Magnon-phonon coupling from a crossing symmetric screened interaction

Abstract

The magnon-phonon coupling has received growing attention in recent years due to its central role in spin caloritronics and the emerging field of acoustic spintronics. At resonance, this magnetoelastic interaction drives the formation of magnon polarons, which underpin exotic phenomena such as magnonic heat currents and phononic spin, but has with a few recent exceptions only been investigated using mesoscopic spin-lattice models. Motivated to integrate the magnon-phonon coupling into first-principle many-body electronic structure theory, we set up to derive the non-relativistic exchange-contribution, which is more subtle than the spin-orbit contribution, using Schwinger's method of functional derivatives.
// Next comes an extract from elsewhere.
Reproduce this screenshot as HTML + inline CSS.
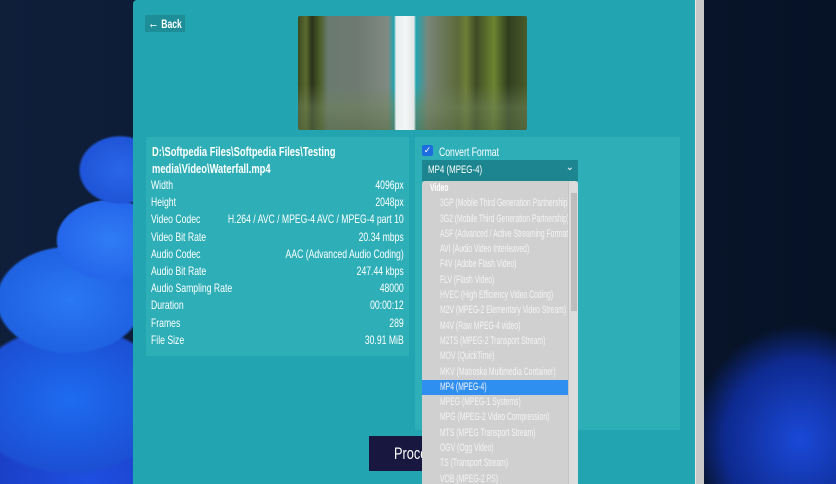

To avoid having to solve the famous Hedin-Baym equations self-consistently, the phonons are treated as a perturbation to the electronic structure. A formalism is developed around the idea of imposing crossing symmetry on the interaction, in order to treat charge and spin on equal footing. By an iterative scheme, we find that the spin-flip component of the collective four-point interaction, V, which is used to calculate the magnon spectrum, contains a first-order "screened T matrix" part and an arguably more important second-order part, which in the limit of local spins describes the same processes of phonon emission and absorption as obtained from phenomenological magnetoelastic models. Here, the "order" refers to the screened collective four-point interaction, W - the crossing-symmetric analog of Hedin's W. Proof-of-principle model calculations are performed at varying temperatures for the isotropic magnon spectrum in three dimensions in the presence of a flat optical phonon branch.